Em 2023, o estado lançou o programa Poliniza SC, a primeira política pública voltada à apicultura migratória. Por meio dele, famílias agricultoras podem acessar até R$ 10 mil em crédito para investir no aluguel de colmeias, com cinco anos para pagar e sem juros. A Epagri atua na elaboração dos projetos de financiamento.
Pesquisa e planejamento desde o início
Segundo o pesquisador André Sezerino, o planejamento da polinização deve começar antes mesmo do plantio do pomar. É preciso escolher as variedades certas, posicionar as plantas adequadamente e preparar o terreno pensando na futura atuação das abelhas.
A polinização cruzada é essencial na cultura da maçã, que exige a interação entre diferentes cultivares — como Fuji e Gala. Por isso, a recomendação técnica é de pelo menos seis colmeias de abelhas com ferrão por hectare. O uso complementar de abelhas nativas também é vantajoso, especialmente em áreas cobertas por telas antigranizo, onde elas se movimentam com mais facilidade. A introdução de 10 a 12 colmeias nativas por hectare pode aumentar a produtividade em até 5 toneladas.

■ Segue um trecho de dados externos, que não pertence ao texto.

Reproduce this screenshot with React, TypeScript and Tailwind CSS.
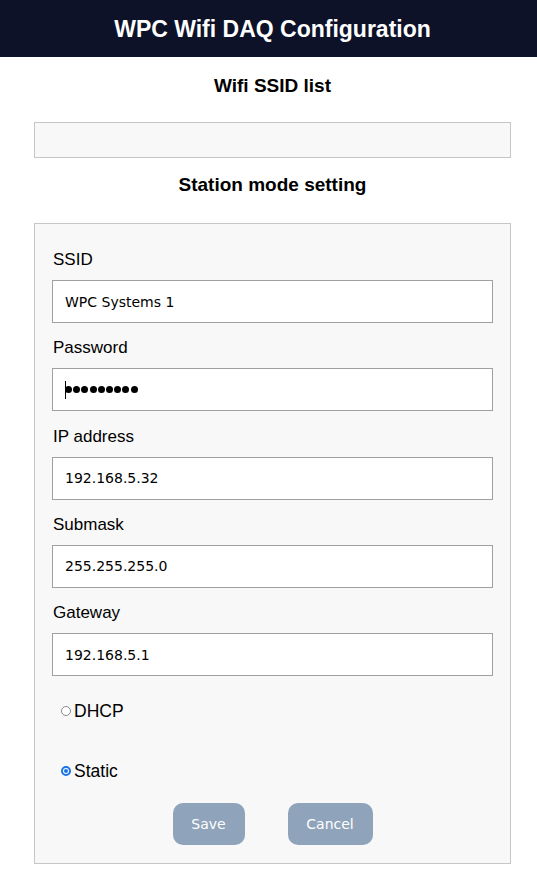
import React from "react";

const fields = [
  { label: "SSID", value: "WPC Systems 1" },
  { label: "Password", value: "", password: true },
  { label: "IP address", value: "192.168.5.32" },
  { label: "Submask", value: "255.255.255.0" },
  { label: "Gateway", value: "192.168.5.1" },
];

export default function App() {
  return (
    <div className="min-h-[869px] bg-white text-black font-['Liberation_Sans',Arial,sans-serif]">
      <header className="h-[57px] bg-[#0d1229] flex items-center justify-center pl-[8px] pt-[2px]">
        <h1 className="text-[23px] font-bold text-white leading-none">WPC Wifi DAQ Configuration</h1>
      </header>

      <main className="pl-[8px]">
        <h3 className="mt-[18px] h-[22px] leading-[22px] text-center text-[19px] font-bold">Wifi SSID list</h3>
        <div className="mx-[26px] mt-[25px] h-[36px] border border-[#c6c6c6] bg-[#f8f8f8]"></div>

        <h3 className="mt-[16px] h-[22px] leading-[22px] text-center text-[19px] font-bold">Station mode setting</h3>

        <div className="mx-[26px] mt-[27px] border border-[#c6c6c6] bg-[#f8f8f8] px-[17px] pt-[26px] pb-[18px]">
          {fields.map((f) => (
            <div key={f.label} className="mb-[15.3px] last:mb-0">
              <label className="block h-[20px] leading-[20px] text-[17px] mb-[10px] pl-[1px]">{f.label}</label>
              {f.password ? (
                <div className="h-[43px] border border-[#a0a0a0] bg-white flex items-center pl-[12px]">
                  <span className="w-[1px] h-[18px] bg-black"></span>
                  <span className="flex items-center gap-[1.2px] -ml-[1px]">
                    {Array.from({ length: 9 }).map((_, i) => (
                      <span key={i} className="w-[7px] h-[7px] rounded-full bg-black"></span>
                    ))}
                  </span>
                </div>
              ) : (
                <input
                  readOnly
                  defaultValue={f.value}
                  className="block w-full h-[43px] border border-[#a0a0a0] bg-white pl-[12px] text-[14px] text-black font-['DejaVu_Sans',Tahoma,sans-serif] outline-none"
                />
              )}
            </div>
          ))}

          <div className="mt-[25px] flex flex-col gap-[40px] pl-[9px]">
            <label className="h-[20px] flex items-center gap-[3px] text-[17.5px]">
              <span className="w-[10px] h-[10px] rounded-full border border-[#8a8a8a] bg-white"></span>
              <span>DHCP</span>
            </label>
            <label className="h-[20px] flex items-center gap-[3px] text-[17.5px]">
              <span className="w-[10px] h-[10px] rounded-full border-[2px] border-[#1a73e8] bg-white flex items-center justify-center">
                <span className="w-[4px] h-[4px] rounded-full bg-[#1a73e8]"></span>
              </span>
              <span>Static</span>
            </label>
          </div>

          <div className="mt-[22px] flex justify-center gap-[43px]">
            <button className="w-[72px] h-[42px] rounded-[10px] bg-[#8fa3ba] text-white text-[14px] font-['DejaVu_Sans',Tahoma,sans-serif]">
              Save
            </button>
            <button className="w-[85px] h-[42px] rounded-[10px] bg-[#8fa3ba] text-white text-[14px] font-['DejaVu_Sans',Tahoma,sans-serif]">
              Cancel
            </button>
          </div>
        </div>
      </main>
    </div>
  );
}
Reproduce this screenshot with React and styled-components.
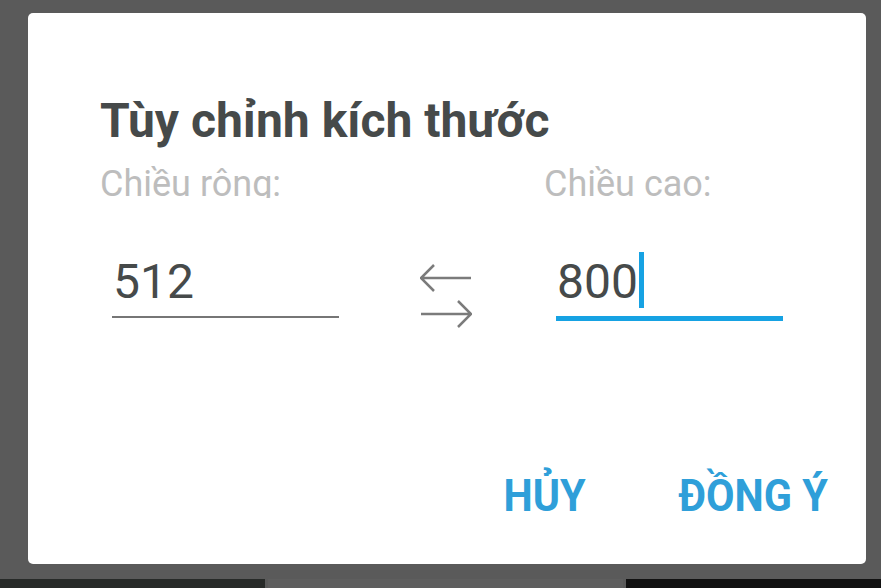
import React from 'react'
import styled, { createGlobalStyle } from 'styled-components'

const COLOR = {
  BACKDROP: '#5a5a5a',
  WHITE: '#ffffff',
  TITLE: '#464a4a',
  LABEL: '#bdbdbd',
  LINE: '#767676',
  FOCUS: '#16a2e3',
  ACTION: '#2f9fd9',
  ARROW: '#7b7b7b',
}

const GlobalStyle = createGlobalStyle`
  html, body {
    margin: 0;
    padding: 0;
    background: ${COLOR.BACKDROP};
  }
`

const SwapArrows = () => (
  <ArrowBox viewBox='0 0 52 64' width='52' height='64'>
    <path d='M1 14 H51 M14 1 L1 14 L14 27' />
    <path d='M1 50 H51 M38 37 L51 50 L38 63' />
  </ArrowBox>
)

const Field = ({ label, value, focused }) => (
  <FieldWrap>
    <Label>{label}</Label>
    <InputBox>
      <Value>{value}</Value>
      {focused && <Caret />}
    </InputBox>
    <Underline focused={focused} />
  </FieldWrap>
)

const App = () => (
  <Page>
    <GlobalStyle />
    <Dialog>
      <Title>Tùy chỉnh kích thước</Title>
      <Fields>
        <Field label='Chiều rộng:' value='512' />
        <SwapArrows />
        <Field label='Chiều cao:' value='800' focused />
      </Fields>
      <Actions>
        <ActionButton><Condensed>HỦY</Condensed></ActionButton>
        <ActionButton><Condensed>ĐỒNG Ý</Condensed></ActionButton>
      </Actions>
    </Dialog>
    <Taskbar>
      <TaskSlot tone='#272a28' size='265px' />
      <TaskSlot tone='#5e5e5e' size='355px' />
      <TaskSlot tone='#111111' />
    </Taskbar>
  </Page>
)

const Page = styled.div`
  display: flex;
  flex-direction: column;
  height: 588px;
  overflow: hidden;
  background: ${COLOR.BACKDROP};
  font-family: Roboto, 'Noto Sans', sans-serif;
`

const Dialog = styled.div`
  display: flex;
  flex-direction: column;
  box-sizing: border-box;
  height: 551px;
  margin: 13px 15px 0 28px;
  padding: 84px 37px 0 72px;
  background: ${COLOR.WHITE};
  border-radius: 5px;
`

const Title = styled.h1`
  margin: 0;
  font-size: 48px;
  line-height: 48px;
  font-weight: 700;
  color: ${COLOR.TITLE};
`

const Fields = styled.div`
  display: flex;
  align-items: flex-start;
  margin-top: 21px;
`

const FieldWrap = styled.div`
  display: flex;
  flex-direction: column;
  width: 240px;

  & + svg {
    margin-left: 80px;
  }

  svg + & {
    margin-left: 72px;
  }
`

// the reference crops the label just under its baseline
const Label = styled.div`
  height: 32px;
  overflow: hidden;
  font-size: 36px;
  line-height: 36px;
  color: ${COLOR.LABEL};
  white-space: nowrap;
`

const InputBox = styled.div`
  display: flex;
  align-items: center;
  height: 48px;
  margin: 60px 0 0 12px;
`

const Value = styled.span`
  padding-left: 1px;
  font-size: 48px;
  line-height: 48px;
  color: ${COLOR.TITLE};
`

const Caret = styled.span`
  width: 5px;
  height: 56px;
  margin: -4px 0 0 1px;
  background: ${COLOR.FOCUS};
`

const Underline = styled.div`
  width: 227px;
  height: ${p => (p.focused ? '5px' : '2px')};
  margin: 10px 0 0 12px;
  background: ${p => (p.focused ? COLOR.FOCUS : COLOR.LINE)};
`

const ArrowBox = styled.svg`
  flex: none;
  margin-top: 98px;
  fill: none;
  stroke: ${COLOR.ARROW};
  stroke-width: 2.5;
`

const Actions = styled.div`
  display: flex;
  justify-content: flex-end;
  align-items: flex-start;
  gap: 92px;
  margin-top: 145px;
`

const ActionButton = styled.button`
  display: flex;
  padding: 0;
  border: none;
  background: none;
  font-family: Roboto, sans-serif;
  font-size: 45px;
  line-height: 45px;
  font-weight: 700;
  color: ${COLOR.ACTION};
  cursor: pointer;
`

// no condensed face installed, so narrow the bold one
const Condensed = styled.span`
  display: block;
  margin: 0 -5px;
  transform: scaleX(0.92);
  white-space: nowrap;
`

const Taskbar = styled.div`
  display: flex;
  gap: 3px;
  height: 9px;
  margin-top: auto;
`

const TaskSlot = styled.div`
  flex: ${p => (p.size ? `0 0 ${p.size}` : '1')};
  background: ${p => p.tone};
`

export default App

Um elo entre natureza e produção
Ao integrar corretamente o manejo dos pomares e das colmeias, os agricultores não apenas colhem frutos melhores, mas também prestam um valioso serviço ambiental. As abelhas, ao polinizar as macieiras, também contribuem para a biodiversidade das matas próximas, ampliando o impacto positivo de sua atividade.
Com apoio técnico, políticas públicas e conhecimento aplicado, produtores e apicultores catarinenses têm transformado a relação com as abelhas em uma parceria estratégica — essencial para o presente e o futuro da agricultura.